China’s economic woes extend beyond inflation. Xi Jinping has ordered his team of crack anti-corruption investigators — known as the Central Commission for Discipline Inspectorate (CCDI) — to start issuing warnings about fraud and falsification in official economic statistics.

Western media reports at the weekend said the CCDI will step up scrutiny of China’s National Bureau of Statistics (NBS) and tackle what was described in translation as the “outstanding problems” of data fraud and falsification, according to Reuters.

The NBS figures (along those on trade from the customs administration) are the most watched and analysed figures in the Chinese economy every month and quarter. The accuracy and reliability of the data from both bodies is accepted in the West, albeit sometimes reluctantly. But now the NBS, which has previously been “investigated”, will come under greater pressure from the government.

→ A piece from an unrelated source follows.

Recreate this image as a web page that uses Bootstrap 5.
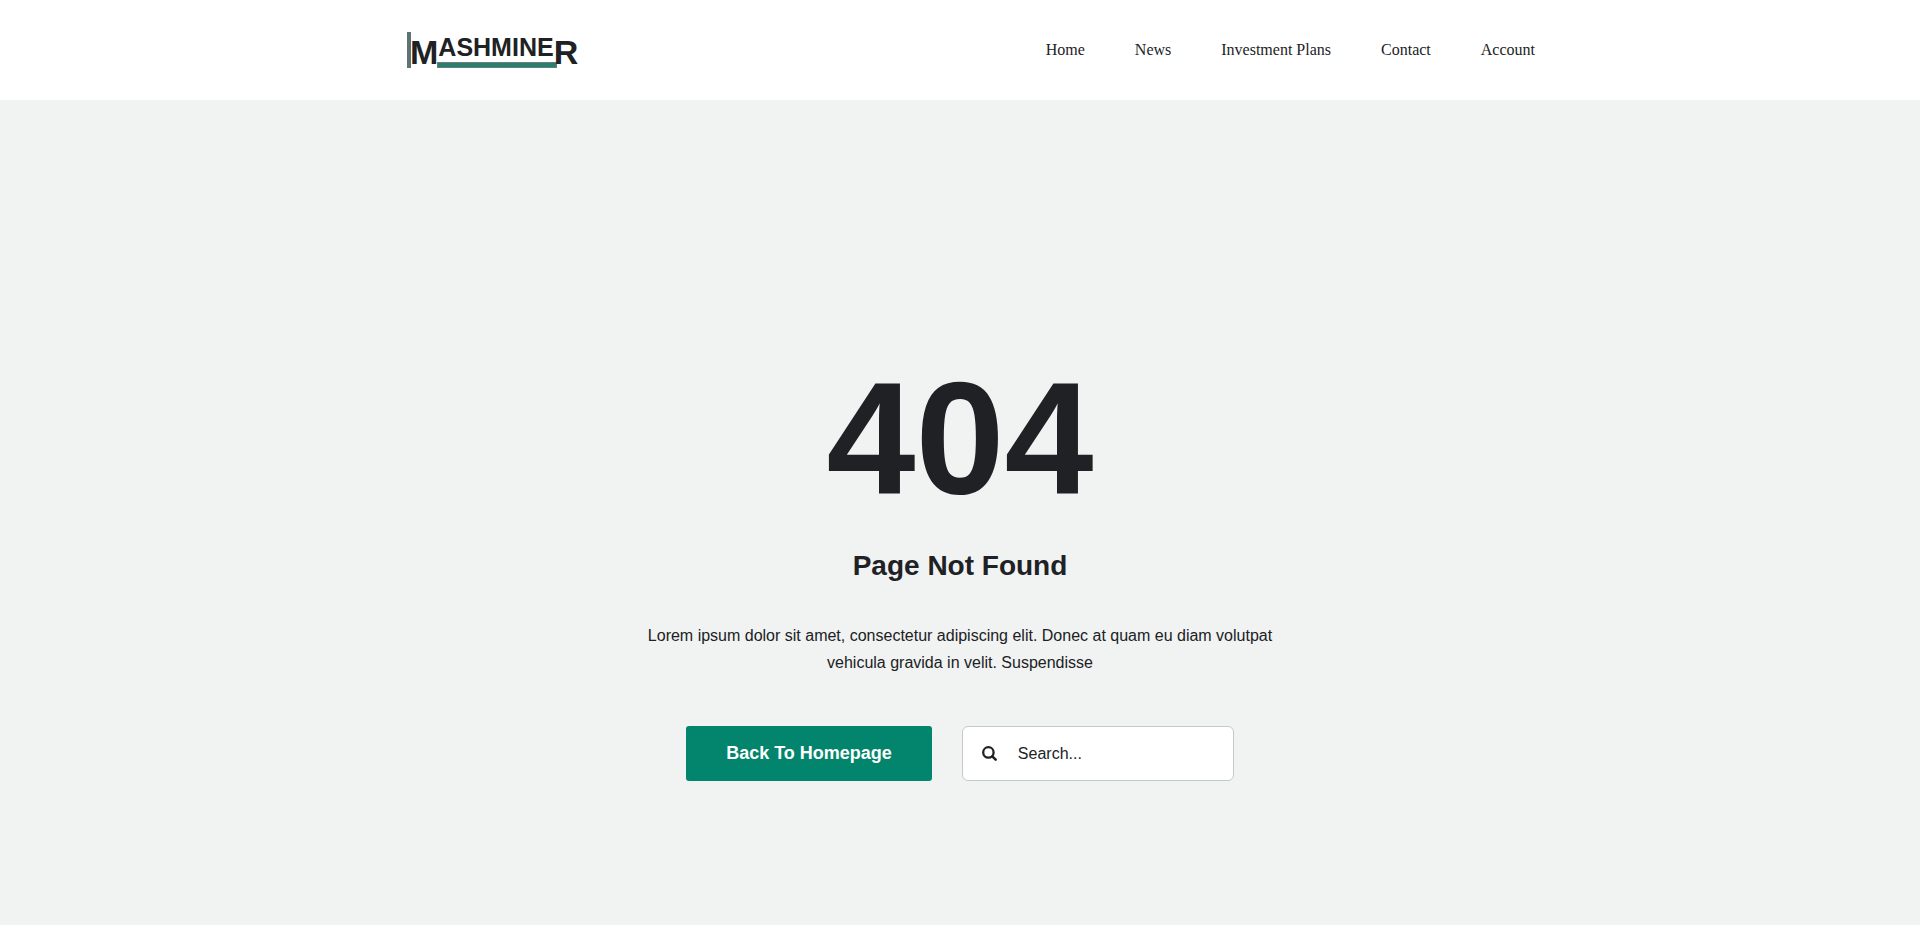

Reuters reported the CCDI as claiming that “data fraud is being found in more areas including R&D funding ratios, energy intensity and carbon intensity that typically reflects the quality of economic and social development … Energy intensity and carbon intensity indicate the amount of energy consumed and carbon emitted per unit of GDP, and are used to gauge the progress of a country’s campaign to tackle climate change.”

CCDI inspectors added that some local officials prioritise economic growth and ignore other areas of economic development, or seek to show off their personal achievements through statistics. The CCDI will carry out random inspections on data quality on a regular basis and will supervise the establishment of an accountability system among local authorities to prevent and punish statistical fraud.

As is so commonly the case in China, however, integrity investigations are as often as not a cover for political agendas. And Xi will be worried that slower growth and higher inflation are not conducive to political stability, even in autocracies.